PackageNotInstalledError: Package is not installed in prefix.
  prefix: /Users/rleach/testdir/ncbitax2lin/venv
  package name: conda

usage: conda [-h] [-V] command ...
conda: error: argument command: invalid choice: '/usr/local/miniconda3/bin/conda' (choose from 'info', 'help', 'list', 'search', 'create', 'install', 'update', 'upgrade', 'remove', 'uninstall', 'config', 'clean', 'package')
(/Users/rleach/testdir/ncbitax2lin/venv) bash-3.2$ conda config --set skip_safety_checks true

CondaValueError: Key 'skip_safety_checks' is not a known primitive parameter.
zyxue commented 6 years ago

Conda is great, it will be worthwhile if you figured it out. But it's your call.

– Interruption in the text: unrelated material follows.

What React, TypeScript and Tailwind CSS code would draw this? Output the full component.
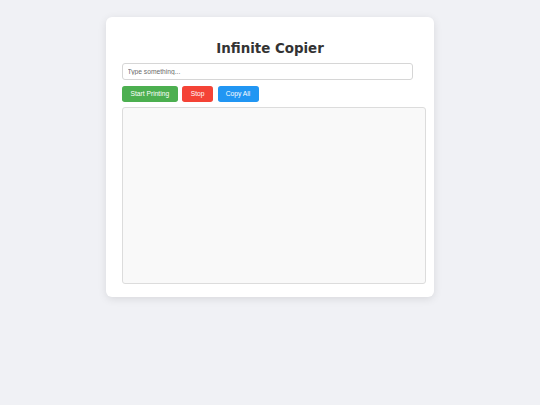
import React, { useState } from 'react';

export default function App() {
  const [text, setText] = useState('');
  const [output] = useState('');

  return (
    <div className="min-h-screen bg-[#f0f1f5] pt-[17px]" style={{ fontFamily: '"Liberation Sans", Arial, sans-serif' }}>
      <div className="mx-auto w-[328px] h-[280px] bg-white rounded-[6px] shadow-[0_2px_8px_rgba(0,0,0,0.1)] pt-[23.5px] pl-[16px]">
        <h1 className="text-center pr-[16px] text-[13.4px] leading-[15.6px] font-bold text-[#333]" style={{ fontFamily: '"DejaVu Sans", Verdana, sans-serif' }}>
          Infinite Copier
        </h1>
        <input
          type="text"
          value={text}
          onChange={(e) => setText(e.target.value)}
          placeholder="Type something..."
          className="mt-[7.2px] block w-[291px] h-[16.5px] border border-[#d6d6d6] rounded-[3px] px-[4.5px] text-[6.7px] text-[#333] placeholder-[#6b6b6b] outline-none"
        />
        <div className="mt-[6.6px] flex gap-[4.7px]">
          <button className="h-[15.7px] px-[8.5px] rounded-[2.7px] bg-[#4caf50] text-white text-[6.7px] leading-none">
            Start Printing
          </button>
          <button className="h-[15.7px] px-[8.4px] rounded-[2.7px] bg-[#f44336] text-white text-[6.7px] leading-none">
            Stop
          </button>
          <button className="h-[15.7px] px-[8.2px] rounded-[2.7px] bg-[#2196f3] text-white text-[6.7px] leading-none">
            Copy All
          </button>
        </div>
        <div className="mt-[4.7px] w-[304px] h-[177.6px] border border-[#dcdcdc] rounded-[3px] bg-[#f9f9f9] text-[6.7px] whitespace-pre-wrap overflow-y-auto">
          {output}
        </div>
      </div>
    </div>
  );
}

As a kind suggestion, I meant

# deactivate the virtual env you are in currently
source deactivate <whatever_virtual_environment_you_are_currently_in>
conda update update

You'll see something like such

conda update conda
Fetching package metadata ...........
Solving package specifications: .

Package plan for installation in environment /path/to/miniconda3:

The following packages will be UPDATED:

    conda:   4.3.30-py35hd530ce9_0 --> 4.4.11-py35_0       
    pycosat: 0.6.1-py35_0          --> 0.6.3-py35h745f8c1_0

NOT conda update -n base, I don't know why you did this.

zyxue commented 6 years ago

Another way is to go through a more comprehensive tutorial first, and then try this. I thought I've made the procedure straightforward.

hepcat72 commented 6 years ago

Oh yeah. Whoops. I didn't copy the history back far enough. I tried conda update conda and got an error. The conda update -n base was a suggestion from earlier conda output. I closed the window though, so the other error is gone. And yeah, I've heard conda is good. I just haven't picked it up yet. Thanks again.